Director, Security Sector Reform and Small Arms, United Nations Integrated Mission in Burundi
Integration and Amalgamation, Training
ethnic representation, donor relations, integration and amalgamation of forces
Tue Apr 1 2008
Col. Mbaye Faye of the United Nations Integrated Mission in Burundi contends that during the peacekeeping phase, it was difficult to initiate reform because the nation had not reconciled itself, and elections were needed to determine the direction security would take. After the 2002 ceasefire, there was a choice possible between the integration and the fusion of forces. The army was 95% Tutsi, but Tutsis represented only 10% of the overall population. The major challenges facing the police were integration and rank amalgamation.
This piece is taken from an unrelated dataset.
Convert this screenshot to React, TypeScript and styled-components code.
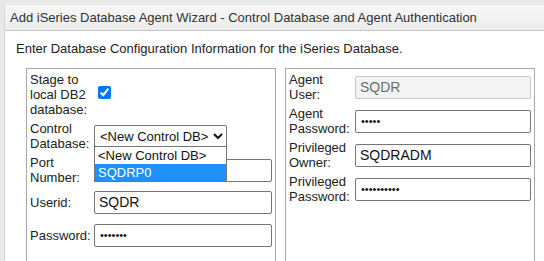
import React from "react";
import styled, { createGlobalStyle } from "styled-components";

const Global = createGlobalStyle`
  html, body { margin: 0; padding: 0; background: #e8e8e8; overflow: hidden; height: 100%; }
  body { font-family: "Liberation Sans", Arial, sans-serif; font-size: 13px; color: #222; }
`;

const Panel = styled.div`
  margin: 5px 0 0 4px;
  width: 560px;
  height: calc(100vh - 5px);
  overflow: hidden;
  background: #fff;
  border-left: 1px solid #d4d4d4;
  box-sizing: border-box;
`;

const TitleBar = styled.div`
  height: 25px;
  display: flex;
  align-items: center;
  padding-left: 5px;
  background: linear-gradient(#f7f7f7, #ececec);
  border-bottom: 1px solid #c6c6c6;
  color: #333;
  font-size: 13px;
`;

const Content = styled.div`
  padding: 10px 0 0 11px;
`;

const Intro = styled.div`
  line-height: 16px;
  margin-bottom: 11px;
  color: #222;
`;

const Columns = styled.div`
  display: flex;
  gap: 9px;
  margin-left: 10px;
`;

const Box = styled.div<{ $w: number; $pt: number }>`
  position: relative;
  width: ${(p) => p.$w}px;
  height: 200px;
  box-sizing: border-box;
  border: 1px solid #a9a9a9;
  padding: ${(p) => p.$pt}px 3px 0 3px;
  display: flex;
  flex-direction: column;
  gap: 2px;
`;

const Row = styled.div<{ $h: number; $label: number }>`
  height: ${(p) => p.$h}px;
  display: grid;
  grid-template-columns: ${(p) => p.$label}px 1fr;
  align-items: center;
`;

const Label = styled.div`
  line-height: 15px;
  color: #222;
`;

const TextInput = styled.input`
  box-sizing: border-box;
  width: 100%;
  height: 23px;
  border: 1px solid #767676;
  border-radius: 2px;
  padding: 1px 4px;
  font-family: "Liberation Sans", Arial, sans-serif;
  font-size: 14px;
  color: #111;
  background: #fff;
  outline: none;
  &[type="password"] {
    font-size: 11px;
    padding-left: 5px;
  }
  &:disabled {
    background: #f3f3f3;
    border-color: #c8c8c8;
    color: #6d6d6d;
  }
`;

const Check = styled.input`
  width: 13px;
  height: 13px;
  margin: 0 0 0 4px;
  accent-color: #0075ff;
`;

const SelectWrap = styled.div`
  position: relative;
  width: 133px;
`;

const Select = styled.select`
  box-sizing: border-box;
  width: 133px;
  height: 22px;
  border: 1px solid #767676;
  border-radius: 2px;
  font-family: "Liberation Sans", Arial, sans-serif;
  font-size: 13px;
  color: #111;
  background: #fff;
  padding: 0 0 0 1px;
`;

const DropList = styled.div`
  position: absolute;
  left: 0;
  top: 21px;
  width: 133px;
  box-sizing: border-box;
  border: 1px solid #767676;
  background: #fff;
  z-index: 2;
`;

const Option = styled.div<{ $active?: boolean }>`
  height: 17px;
  line-height: 17px;
  padding-left: 3px;
  font-size: 13px;
  background: ${(p) => (p.$active ? "#1e90ff" : "#fff")};
  color: ${(p) => (p.$active ? "#fff" : "#111")};
`;

export default function App() {
  return (
    <>
      <Global />
      <Panel>
        <TitleBar>
          Add iSeries Database Agent Wizard - Control Database and Agent Authentication
        </TitleBar>
        <Content>
          <Intro>Enter Database Configuration Information for the iSeries Database.</Intro>
          <Columns>
            <Box $w={250} $pt={1}>
              <Row $h={48} $label={64}>
                <Label>
                  Stage to
                  <br />
                  local DB2
                  <br />
                  database:
                </Label>
                <div>
                  <Check type="checkbox" defaultChecked />
                </div>
              </Row>
              <Row $h={32} $label={64}>
                <Label>
                  Control
                  <br />
                  Database:
                </Label>
                <SelectWrap>
                  <Select defaultValue="new">
                    <option value="new">&lt;New Control DB&gt;</option>
                    <option value="p0">SQDRP0</option>
                  </Select>
                  <DropList>
                    <Option>&lt;New Control DB&gt;</Option>
                    <Option $active>SQDRP0</Option>
                  </DropList>
                </SelectWrap>
              </Row>
              <Row $h={32} $label={64}>
                <Label>
                  Port
                  <br />
                  Number:
                </Label>
                <TextInput defaultValue="" />
              </Row>
              <Row $h={28} $label={64}>
                <Label>Userid:</Label>
                <TextInput defaultValue="SQDR" />
              </Row>
              <Row $h={34} $label={64}>
                <Label>Password:</Label>
                <TextInput type="password" defaultValue="sqdrpwd" />
              </Row>
            </Box>
            <Box $w={250} $pt={2}>
              <Row $h={32} $label={66}>
                <Label>
                  Agent
                  <br />
                  User:
                </Label>
                <TextInput defaultValue="SQDR" disabled />
              </Row>
              <Row $h={32} $label={66}>
                <Label>
                  Agent
                  <br />
                  Password:
                </Label>
                <TextInput type="password" defaultValue="abcde" />
              </Row>
              <Row $h={32} $label={66}>
                <Label>
                  Privileged
                  <br />
                  Owner:
                </Label>
                <TextInput defaultValue="SQDRADM" />
              </Row>
              <Row $h={32} $label={66}>
                <Label>
                  Privileged
                  <br />
                  Password:
                </Label>
                <TextInput type="password" defaultValue="abcdefghij" />
              </Row>
            </Box>
          </Columns>
        </Content>
      </Panel>
    </>
  );
}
Training was delivered regardless of the educational levels of the police, and moralization of the force was a major issue. Coordination between international actors was weak at first in 2004 but improved in 2006 with sectoral plans in SSR/SA, governance, and human rights/justice. The larger part of the work was left to bilaterals because the bilaterals can be involved in the longer run. The transition from peacekeeping to peacebuilding was difficult for the United Nations. Faye stresses that nationals need to be in the driver’s seat, saying "We are here to help them do the job, not to do the job for them." At the end of the interview, police adviser Alexi Ouedraogo adds some comments about the main priorities of the Burundi National Police and describes some of the existing programs by bilaterals and some of the projects that the U.N. mission was launching.
At the time of this interview, Col. Mbaye Faye had served 40 years in the Senegal army and was the director of security sector reform and small arms for the United Nations Integrated Mission in Burundi. He received additional training from the French military officers' academy in St. Cyr.